If you go back twenty generations (to persons born circa the early 1300s), you would find over a million 17-great-grandparents (although chances are that a lot of those names would appear multiple times in ones tree). Thirty generations back (around the late 900s), you would find over one *billion* 27-great-grandparents, which is many times larger than the world’s population at the time; many of ones ancestors from that generation appear hundreds or sometimes thousands of times in ones tree.
We know with mathematical certainty that we are all related to everyone else on Earth, although obviously some more remotely than others. Certainly everyone with even partial European ancestry is a descendant of Charlemagne (who died in 814) .... and of that butcher in Krakow with the five children, and of that seamstress in Cardiff who died at childbirth but whose daughter had four children. Everyone who lived in the 8th and 9th centuries in Europe either is an ancestor of *everyone* of European descent that is alive today, or of no one at all (because their line died out soon after their own death).
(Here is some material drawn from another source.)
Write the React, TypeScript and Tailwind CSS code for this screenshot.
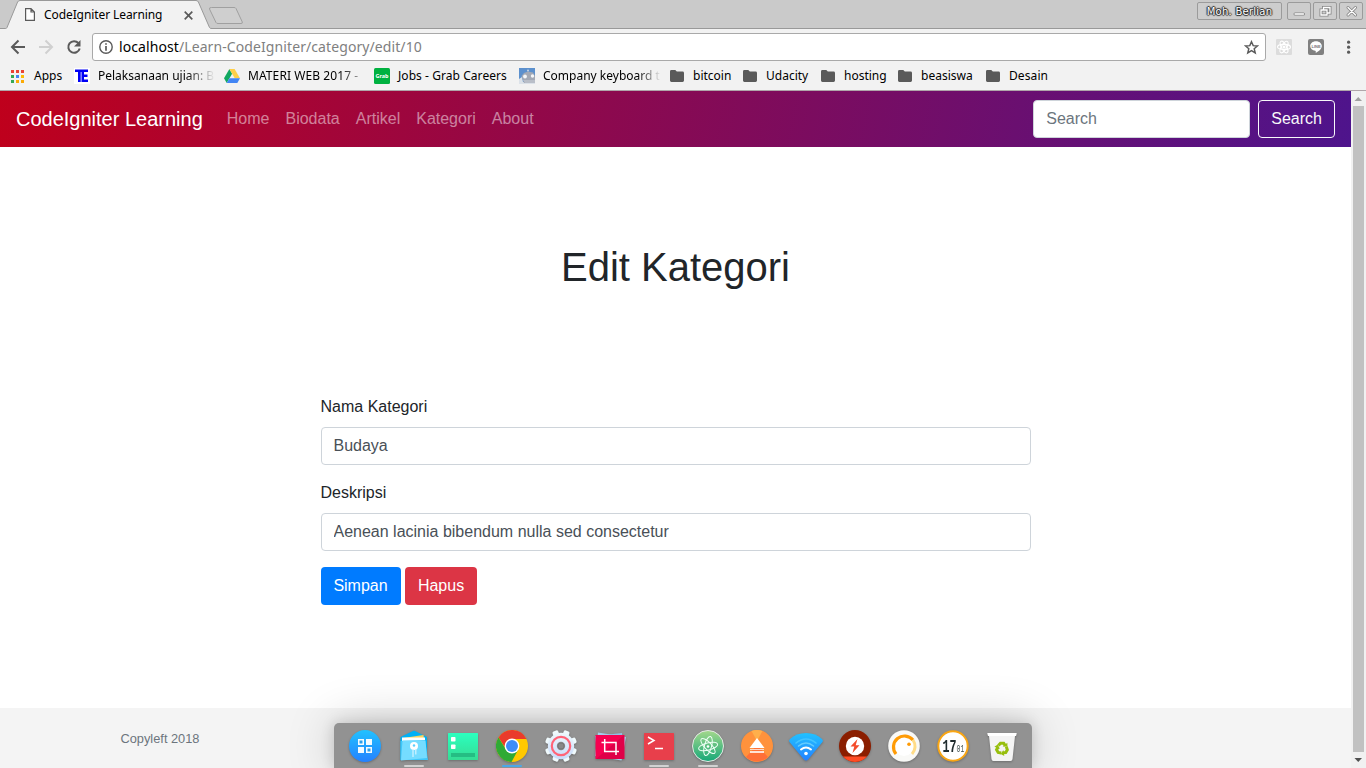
import React from "react";

type IconProps = { children: React.ReactNode };

const Glyph = ({ children }: IconProps) => (
  <svg width="36" height="36" viewBox="0 0 36 36" className="drop-shadow-[0_1px_1px_rgba(0,0,0,0.25)]">
    {children}
  </svg>
);

const Folder = () => (
  <svg width="14" height="12" viewBox="0 0 14 12" className="ml-[1px]">
    <path d="M1.4 0H5.3L6.8 1.6H12.6Q14 1.6 14 3V10.6Q14 12 12.6 12H1.4Q0 12 0 10.6V1.4Q0 0 1.4 0Z" fill="#5a5a5a" />
  </svg>
);

const AppsGrid = () => {
  const colors = ["#ea4335", "#ea4335", "#ea4335", "#34a853", "#4285f4", "#fbbc05", "#34a853", "#fbaa05", "#fbaa05"];
  return (
    <svg width="13" height="13" viewBox="0 0 13 13" className="ml-[1px]">
      {colors.map((c, i) => (
        <rect key={i} x={(i % 3) * 5} y={Math.floor(i / 3) * 5} width="3" height="3" fill={c} />
      ))}
    </svg>
  );
};

const TeLogo = () => (
  <svg width="16" height="16" viewBox="0 0 16 16">
    <rect width="16" height="16" fill="#fff" />
    <path d="M1 1.500H14V4H10V6.500H13.500V9H10V11.500H14V14H7.500V4H6.700V14H4V4H1Z" fill="#0000f5" />
  </svg>
);

const DriveLogo = () => (
  <svg width="16" height="14" viewBox="0 0 16 14">
    <path d="M5.4 0L0 9.3L2.7 14L8.1 4.7Z" fill="#11a861" />
    <path d="M5.4 0H10.6L16 9.3H10.7Z" fill="#ffcf48" />
    <path d="M5.4 9.3H16L13.3 14H2.7Z" fill="#4285f4" />
  </svg>
);

const GrabLogo = () => (
  <svg width="16" height="16" viewBox="0 0 16 16">
    <rect width="16" height="16" rx="1.5" fill="#00b140" />
    <text x="8" y="9.7" textAnchor="middle" fontSize="5.5" fontWeight="700" fill="#fff" fontFamily="Noto Sans, sans-serif">Grab</text>
  </svg>
);

const KeyboardLogo = () => (
  <svg width="16" height="16" viewBox="0 0 16 16">
    <rect width="16" height="16" fill="#5c90cd" />
    <path d="M0 11L3 9L4 14L16 12V16H0Z" fill="#dce2e9" />
    <path d="M2.500 8L5 5L9 3.500L14 4.500L16 8V13L11 15H5Z" fill="#a3a9b5" />
    <path d="M4 12H16V15H6Z" fill="#b9bec8" />
    <circle cx="6" cy="8.500" r="1.900" fill="#f4f6f8" />
    <circle cx="13.500" cy="8" r="1.700" fill="#f4f6f8" />
    <circle cx="9" cy="2.500" r="1" fill="#c7d3e3" />
  </svg>
);

const bookmarks = [
  { label: "Apps", icon: <AppsGrid />, cell: "w-16", fade: "" },
  { label: "Pelaksanaan ujian: B", icon: <TeLogo />, cell: "w-[150px]", fade: "w-[117px] bg-linear-to-r from-black from-75% to-transparent bg-clip-text text-transparent" },
  { label: "MATERI WEB 2017 -", icon: <DriveLogo />, cell: "w-[150px]", fade: "w-[114px] tracking-[0.08px] bg-linear-to-r from-black from-80% to-black/25 bg-clip-text text-transparent" },
  { label: "Jobs - Grab Careers", icon: <GrabLogo />, cell: "w-[145px]", fade: "tracking-[0.06px]" },
  { label: "Company keyboard t", icon: <KeyboardLogo />, cell: "w-[150px]", fade: "w-[118px] bg-linear-to-r from-black from-80% to-transparent bg-clip-text text-transparent" },
  { label: "bitcoin", icon: <Folder />, cell: "w-[73px]", fade: "" },
  { label: "Udacity", icon: <Folder />, cell: "w-[78px]", fade: "" },
  { label: "hosting", icon: <Folder />, cell: "w-[77px]", fade: "" },
  { label: "beasiswa", icon: <Folder />, cell: "w-[88px]", fade: "" },
  { label: "Desain", icon: <Folder />, cell: "w-[80px]", fade: "tracking-[0.1px]" },
];

const TitleBar = () => (
  <div className="flex h-[29px] bg-[#cacaca] shadow-[inset_0_-1px_0_#999]">
    <div className="relative h-[29px] w-[212px] shrink-0">
      <svg width="246" height="29" viewBox="0 0 246 29" className="absolute left-0 top-0">
        <path d="M0 28.5H5.5Q6.5 28.5 7 27.5L17.6 2Q18.4 .5 20 .5H196Q197.6 .5 198.4 2L209.5 27.5Q210 28.5 211 28.5L212 29H0Z" fill="#f2f2f2" />
        <path d="M0 28.5H5.5Q6.5 28.5 7 27.5L17.6 2Q18.4 .5 20 .5H196Q197.6 .5 198.4 2L209.5 27.5Q210 28.5 212 28.5" fill="none" stroke="#999" />
        <path d="M7 28.500H210" stroke="#f2f2f2" strokeWidth="1" />
        <path d="M211.500 7.500H234Q235.500 7.500 236 8.500L242.300 22Q242.800 23.500 241 23.500H218Q216.500 23.500 216 22.500L209.500 9Q209 7.500 211.500 7.500Z" fill="#cfcfcf" stroke="#a0a0a0" />
      </svg>
      <div className="relative flex h-[29px] items-center pl-[25px]">
        <svg width="10" height="13" viewBox="0 0 10 13">
          <path d="M.6 .6H6L9.400 4V12.400H.6ZM6 .6V4H9.400" fill="#fff" stroke="#5a5a5a" strokeWidth="1.200" />
        </svg>
        <span className="ml-[9px] w-[140px] text-xs tracking-[-0.09px] text-black">CodeIgniter Learning</span>
        <svg width="9" height="9" viewBox="0 0 9 9" className="mt-px">
          <path d="M.7 .7L8.300 8.300M8.300 .7L.7 8.300" stroke="#5a5a5a" strokeWidth="1.700" />
        </svg>
      </div>
    </div>
    <div className="ml-auto flex gap-[5px] pr-[3px] pt-[2px]">
      <div className="flex h-[18px] w-[85px] items-center justify-center rounded-[2px] border border-[#9b9b9b] bg-[#cdcdcd] font-['DejaVu_Sans'] text-[10px] tracking-[0.25px] text-white [text-shadow:0_1px_1px_#222,0_-1px_1px_#222,1px_0_1px_#222,-1px_0_1px_#222]">
        Moh. Berlian
      </div>
      <div className="flex gap-[2px]">
        {[
          <path key="min" d="M8 12H16.500" />,
          <path key="max" d="M8 8H14V13H8ZM10.500 8V5.500H17V11H14" />,
          <path key="close" d="M9 5.500L16.500 13M16.500 5.500L9 13" />,
        ].map((shape, i) => (
          <div key={i} className="h-[18px] w-6 rounded-[2px] border border-[#9b9b9b] bg-[#cdcdcd]">
            <svg width="22" height="16" viewBox="1 1 22 16" fill="none">
              <g stroke="#858585" strokeWidth="3" strokeLinecap="round">{shape}</g>
              <g stroke="#fff" strokeWidth="1.300" strokeLinecap="round">{shape}</g>
            </svg>
          </div>
        ))}
      </div>
    </div>
  </div>
);

const Toolbar = () => (
  <div className="flex h-[36px] items-center">
    <svg width="92" height="34" viewBox="0 0 92 34" fill="none" strokeWidth="2">
      <path d="M25 17H12.500M18.500 10.500L12 17L18.500 23.500" stroke="#5a5a5a" />
      <path d="M39 17H51.500M45.500 10.500L52 17L45.500 23.500" stroke="#d0d0d0" />
      <path d="M78.500 13.200A5.800 5.800 0 1 0 79.700 18.500" stroke="#5a5a5a" />
      <path d="M80.500 10V16.500H74Z" fill="#5a5a5a" />
    </svg>
    <div className="flex h-7 w-[1174px] items-center rounded-[3px] border border-[#a9a9a9] bg-white pl-[6px] pr-[6px]">
      <svg width="14" height="14" viewBox="0 0 14 14" fill="none" stroke="#5a5a5a" strokeWidth="1.400">
        <circle cx="7" cy="7" r="6.200" />
        <path d="M7 6V10.800M7 3.200V4.800" strokeWidth="1.700" />
      </svg>
      <span className="ml-[6px] text-[14px] leading-5 tracking-[0.09px] text-[#808080]">
        <span className="text-black">localhost</span>/Learn-CodeIgniter/category/edit/10
      </span>
      <svg width="15" height="15" viewBox="0 0 24 24" className="ml-auto" fill="none" stroke="#5a5a5a" strokeWidth="2.300">
        <path d="M12 2.700L14.700 9L21.500 9.500L16.300 13.900L18 20.700L12 17L6 20.700L7.700 13.900L2.500 9.500L9.300 9Z" />
      </svg>
    </div>
    <svg width="16" height="16" viewBox="0 0 16 16" className="ml-[10px]" fill="none">
      <rect width="16" height="16" rx="1" fill="#dcdcdc" />
      <g stroke="#fff" strokeWidth="1.100">
        <ellipse cx="8" cy="8" rx="6.500" ry="2.600" />
        <ellipse cx="8" cy="8" rx="6.500" ry="2.600" transform="rotate(60 8 8)" />
        <ellipse cx="8" cy="8" rx="6.500" ry="2.600" transform="rotate(120 8 8)" />
      </g>
      <circle cx="8" cy="8" r="1.500" fill="#fff" />
    </svg>
    <svg width="16" height="16" viewBox="0 0 16 16" className="ml-4">
      <rect width="16" height="16" rx="2" fill="#808080" />
      <path d="M8 2.200C4.500 2.200 2.200 4.400 2.200 7C2.200 9.500 4.400 11.300 7.300 11.700Q8.200 12 7.700 14C11 12.200 13.800 10 13.800 7C13.800 4.400 11.400 2.200 8 2.200Z" fill="#fff" />
      <text x="8" y="8.700" fontSize="4" fontWeight="700" textAnchor="middle" fill="#777" fontFamily="Liberation Sans, sans-serif">LINE</text>
    </svg>
    <svg width="4" height="14" viewBox="0 0 4 14" className="ml-[23px]" fill="#5a5a5a">
      <circle cx="1.600" cy="2.200" r="1.600" />
      <circle cx="1.600" cy="7.200" r="1.600" />
      <circle cx="1.600" cy="12.200" r="1.600" />
    </svg>
  </div>
);

const BookmarksBar = () => (
  <div className="flex h-[26px] items-center border-b border-[#b0a6aa] pb-[3px] pl-[10px] text-xs text-black">
    {bookmarks.map((b) => (
      <div key={b.label} className={`flex shrink-0 items-center ${b.cell}`}>
        <span className="flex w-4 shrink-0">{b.icon}</span>
        <span className={`ml-2 whitespace-nowrap ${b.fade}`}>{b.label}</span>
      </div>
    ))}
  </div>
);

const Navbar = () => (
  <nav className="flex h-14 shrink-0 items-center bg-linear-[100deg] from-[#bf001c] to-[#4e148c] px-4">
    <span className="mr-4 text-xl leading-[30px] text-white">CodeIgniter Learning</span>
    <div className="flex text-white/50">
      {["Home", "Biodata", "Artikel", "Kategori", "About"].map((item) => (
        <a key={item} className="px-2">{item}</a>
      ))}
    </div>
    <div className="ml-auto flex gap-2">
      <input
        placeholder="Search"
        className="h-[38px] w-[217px] rounded border border-[#ced4da] bg-white px-3 placeholder:text-[#6c757d]"
      />
      <button className="h-[38px] rounded border border-[#f8f9fa] px-3 text-[#f8f9fa]">Search</button>
    </div>
  </nav>
);

const fieldClass = "mt-2 block h-[38px] w-full rounded border border-[#ced4da] bg-white px-3 text-[#495057]";

const EditForm = () => (
  <form className="mx-auto mt-[104px] w-[710px]">
    <label className="block">
      Nama Kategori
      <input className={fieldClass} defaultValue="Budaya" />
    </label>
    <label className="mt-4 block">
      Deskripsi
      <input className={fieldClass} defaultValue="Aenean lacinia bibendum nulla sed consectetur" />
    </label>
    <div className="mt-4 flex gap-1 text-white">
      <button type="button" className="h-[38px] w-20 rounded bg-[#007bff]">Simpan</button>
      <button type="button" className="h-[38px] w-[72px] rounded bg-[#dc3545] pl-px">Hapus</button>
    </div>
  </form>
);

const gearTeeth = [0, 45, 90, 135, 180, 225, 270, 315];

const dockItems = [
  {
    name: "launcher",
    bar: "",
    icon: (
      <Glyph>
        <circle cx="18" cy="18" r="16" fill="url(#blueFill)" />
        <g fill="#f4fbff">
          <path d="M11 11H17V17H11ZM19 11H25V17H19ZM11 19H17V25H11ZM19 19H25V25H19Z" />
        </g>
        <path d="M12.500 12.500H15.500V15.500H12.500ZM20.500 20.500H23.500V23.500H20.500Z" fill="#2f9fe8" />
      </Glyph>
    ),
  },
  {
    name: "files",
    bar: "bg-[#d2d2d2]",
    icon: (
      <Glyph>
        <path d="M4.500 9L17 3Q18 2.500 19 3L31 9V32H4.500Z" fill="#00b0f5" />
        <path d="M7 10L27.500 7L29 20H7Z" fill="#ffd45a" />
        <path d="M6 9.500H29V18H6Z" fill="#fff" />
        <path d="M4.500 13L29 12L32 32H4.500Z" fill="#3fc7fa" />
        <path d="M6.500 12.500H29.500L31 30L5 32.500Z" fill="#75dcff" />
        <circle cx="18" cy="18" r="4" fill="#fff" />
        <circle cx="18" cy="17.500" r="1.200" fill="#59cfff" />
        <path d="M17 21V29M19.800 21V26.500" stroke="#d4f4ff" strokeWidth="1.200" />
      </Glyph>
    ),
  },
  {
    name: "tasks",
    bar: "",
    icon: (
      <Glyph>
        <rect x="3" y="5" width="30" height="27" rx=".5" fill="url(#mintFill)" />
        <rect x="6" y="9" width="4.500" height="4.500" rx=".7" fill="#fff" />
        <rect x="6" y="16.500" width="4.500" height="4.500" rx=".7" fill="#fff" />
        <rect x="6" y="25" width="24" height="4" fill="#25bd83" />
      </Glyph>
    ),
  },
  {
    name: "chrome",
    bar: "bg-[#4aa8e8]",
    icon: (
      <Glyph>
        <circle cx="18" cy="18" r="16" fill="#ffc900" />
        <path d="M4.500 9.500A16 16 0 0 1 32.500 11H18L11.500 20Z" fill="#ea3b2b" />
        <path d="M4.500 9.500A16 16 0 0 0 17.500 34L24 22L12 21.500Z" fill="#2faa35" />
        <circle cx="18" cy="18" r="7.400" fill="#fff" />
        <circle cx="18" cy="18" r="6" fill="#3d8df8" />
      </Glyph>
    ),
  },
  {
    name: "settings",
    bar: "",
    icon: (
      <Glyph>
        <g fill="url(#paleFill)">
          {gearTeeth.map((a) => (
            <rect key={a} x="15" y="1.800" width="6" height="10" rx="1.600" transform={`rotate(${a + 22.5} 18 18)`} />
          ))}
          <circle cx="18" cy="18" r="13.200" />
        </g>
        <circle cx="18" cy="18" r="9.200" fill="none" stroke="#ff6478" strokeWidth="2.200" />
        <circle cx="18" cy="18" r="4.200" fill="#888" />
        <circle cx="18" cy="18" r="3" fill="none" stroke="#777" />
      </Glyph>
    ),
  },
  {
    name: "screenshot",
    bar: "",
    icon: (
      <Glyph>
        <path d="M6 4.500L34 9L29.500 32.500L3 28Z" fill="#a5cdec" />
        <path d="M3 8L30 5L32 29L6 31Z" fill="#91c0e5" />
        <rect x="3.500" y="7" width="29" height="24" fill="#f70050" />
        <path d="M4 31L32 7V31Z" fill="#df0048" />
        <path d="M12.700 11V23.500H27M9.500 14.500H24V27" fill="none" stroke="#fff" strokeWidth="1.500" />
      </Glyph>
    ),
  },
  {
    name: "terminal",
    bar: "bg-[#d2d2d2]",
    icon: (
      <Glyph>
        <rect x="3" y="5" width="30" height="27" rx=".5" fill="#e83f4b" />
        <path d="M7 9L13 12.500L7 16M14 20.500H22" fill="none" stroke="#fff" strokeWidth="1.500" />
      </Glyph>
    ),
  },
  {
    name: "atom",
    bar: "bg-[#d2d2d2]",
    icon: (
      <Glyph>
        <circle cx="18" cy="18" r="15.500" fill="url(#atomFill)" stroke="#e6e9e7" />
        <g fill="none" stroke="#effff6" strokeWidth="1">
          <ellipse cx="18" cy="18.500" rx="9.800" ry="3.600" transform="rotate(-14 18 18)" />
          <ellipse cx="18" cy="18" rx="9.800" ry="3.600" transform="rotate(47 18 18)" />
          <ellipse cx="18" cy="18" rx="9.800" ry="3.600" transform="rotate(105 18 18)" />
        </g>
        <circle cx="18" cy="18.500" r="1.300" fill="#fff" />
      </Glyph>
    ),
  },
  {
    name: "eject",
    bar: "",
    icon: (
      <Glyph>
        <circle cx="18" cy="18" r="16" fill="#ff923c" />
        <path d="M18 17L29 29A16 16 0 0 1 7 29Z" fill="#ff6f38" />
        <path d="M12.500 3A16 16 0 0 1 23.500 3L18 13Z" fill="#ffaf4b" />
        <path d="M18 10L25.500 20H10.500Z" fill="#fff" />
        <path d="M11 21.500H25" stroke="#ffd9c8" />
        <path d="M11 24H25" stroke="#fff" strokeWidth="1.600" />
      </Glyph>
    ),
  },
  {
    name: "wifi",
    bar: "",
    icon: (
      <Glyph>
        <path d="M1.500 14Q.5 12.500 2 11Q8 5 18 5Q28 5 34 11Q35.500 12.500 34.500 14L20.500 31Q18 34 15.500 31Z" fill="url(#blueFill)" />
        <g fill="none" strokeWidth="1.600" strokeLinecap="round">
          <path d="M8 15Q18 7 28 15" stroke="#44c4ff" />
          <path d="M10.500 18Q18 12 25.500 18" stroke="#62ccff" />
          <path d="M13 21.500Q18 17.500 23 21.500" stroke="#fff" strokeWidth="2" />
        </g>
        <circle cx="18" cy="25.500" r="1.800" fill="#fff" />
      </Glyph>
    ),
  },
  {
    name: "power",
    bar: "",
    icon: (
      <Glyph>
        <circle cx="18" cy="18" r="16" fill="#8b1e00" />
        <path d="M6 28.500H30A16 16 0 0 1 6 28.500Z" fill="#ff4c24" />
        <circle cx="18" cy="18" r="9.200" fill="#fff" />
        <path d="M20.500 11L13.500 18.500H17.300L15.500 25L22.500 17.300H18.700Z" fill="#f44b2a" />
      </Glyph>
    ),
  },
  {
    name: "dial",
    bar: "",
    icon: (
      <Glyph>
        <circle cx="18" cy="18" r="15.800" fill="#f9f9f7" />
        <circle cx="18" cy="18" r="10" fill="#fff" />
        <path d="M10 26A11 11 0 1 1 27 12" fill="none" stroke="#ff9b05" strokeWidth="3.200" />
        <path d="M27 12A11 11 0 0 1 26 26" fill="none" stroke="#ffdc87" strokeWidth="3" />
        <circle cx="23" cy="16.200" r="1.800" fill="#ff9b05" />
      </Glyph>
    ),
  },
  {
    name: "clock",
    bar: "",
    icon: (
      <Glyph>
        <circle cx="18" cy="18" r="14.700" fill="#fff" stroke="#faa613" strokeWidth="2" />
        <text transform="translate(7.500 24) scale(.65 1)" fontSize="18" fontWeight="700" fill="#202c2e" fontFamily="Liberation Mono, monospace">
          17<tspan fontSize="10" fontWeight="400" dx="0" fill="#405050">01</tspan>
        </text>
      </Glyph>
    ),
  },
  {
    name: "trash",
    bar: "",
    icon: (
      <Glyph>
        <path d="M3.500 5H32.500L32 8H31L28.500 31Q28.300 33 26.500 33H9.500Q7.700 33 7.500 31L5 8H4Z" fill="#f4f4f4" />
        <path d="M3.500 5H32.500L32 8H4Z" fill="#fff" />
        <g fill="none" stroke="#97bf0d" strokeWidth="3">
          {[0, 120, 240].map((a) => (
            <path key={a} d="M14.400 17.600L16.500 15.200H19.700L21.200 17.600" transform={`rotate(${a} 18 20.500)`} />
          ))}
        </g>
        <g fill="#97bf0d">
          {[0, 120, 240].map((a) => (
            <path key={a} d="M18.700 18.500L23.500 18.800L23.300 14.800Z" transform={`rotate(${a} 18 20.500)`} />
          ))}
        </g>
      </Glyph>
    ),
  },
];

const Gradients = () => (
  <svg width="0" height="0" className="absolute">
    <defs>
      <linearGradient id="blueFill" x2="0" y2="1">
        <stop stopColor="#22c2ff" />
        <stop offset="1" stopColor="#2481ff" />
      </linearGradient>
      <linearGradient id="mintFill" x2="0" y2="1">
        <stop stopColor="#2bffbf" />
        <stop offset="1" stopColor="#36dc94" />
      </linearGradient>
      <linearGradient id="paleFill" gradientUnits="userSpaceOnUse" x1="18" y1="2" x2="18" y2="34">
        <stop stopColor="#f1fbfc" />
        <stop offset="1" stopColor="#c4d8fb" />
      </linearGradient>
      <linearGradient id="atomFill" x2="0" y2="1">
        <stop stopColor="#a4d88c" />
        <stop offset="1" stopColor="#16a878" />
      </linearGradient>
    </defs>
  </svg>
);

const Dock = () => (
  <div className="absolute bottom-0 left-[334px] flex h-[45px] w-[698px] rounded-t-[5px] bg-[#929292] pl-[6px] shadow-[0_0_14px_rgba(0,0,0,0.16),0_0_50px_rgba(0,0,0,0.20)]">
    <Gradients />
    {dockItems.map((item) => (
      <div key={item.name} className="flex w-[49px] shrink-0 flex-col items-center pt-[5px]">
        {item.icon}
        <span className={`mt-[1px] h-[2px] w-5 rounded-full ${item.bar}`} />
      </div>
    ))}
  </div>
);

const ScrollBar = () => (
  <div className="flex w-[15px] shrink-0 flex-col items-center bg-[#f1f1f1]">
    <svg width="15" height="15" viewBox="0 0 15 15" className="shrink-0">
      <path d="M3.500 10H11L7.250 6Z" fill="#a0a0a0" />
    </svg>
    <div className="w-[11px] flex-1 bg-[#c1c1c1]" />
    <svg width="15" height="16" viewBox="0 0 15 16" className="shrink-0">
      <path d="M3.500 6H11L7.250 10Z" fill="#505050" />
    </svg>
  </div>
);

export default function App() {
  return (
    <div className="relative flex h-[768px] w-[1366px] flex-col overflow-hidden bg-white">
      <header className="h-[91px] shrink-0 bg-[#f2f2f2] font-['Noto_Sans',sans-serif]">
        <TitleBar />
        <Toolbar />
        <BookmarksBar />
      </header>
      <div className="flex min-h-0 flex-1">
        <div className="flex flex-1 flex-col font-['Liberation_Sans',Arial,sans-serif] text-base leading-6 text-[#212529]">
          <Navbar />
          <main className="flex-1">
            <h1 className="mt-24 text-center text-[40px] font-normal leading-[48px]">Edit Kategori</h1>
            <EditForm />
          </main>
          <footer className="h-[60px] shrink-0 bg-[#f4f4f4] pl-[120.500px] text-[12.800px] leading-[62px] text-[#6c757d]">Copyleft 2018</footer>
        </div>
        <ScrollBar />
      </div>
      <Dock />
    </div>
  );
}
But the fact that we all have the same ancestors does not make genealogy any less fun—on the contrary, it makes the challenge greater, and allows us to build upon others’ research. While just about everyone in America is a descendant of Charlemagne, the challenge of genealogy is to prove it (but good luck trying to prove descent from an 8th-century butcher in Krakow; records for commoners is a lot more difficult to come by). I have to say, it is an extremely rewarding hobby.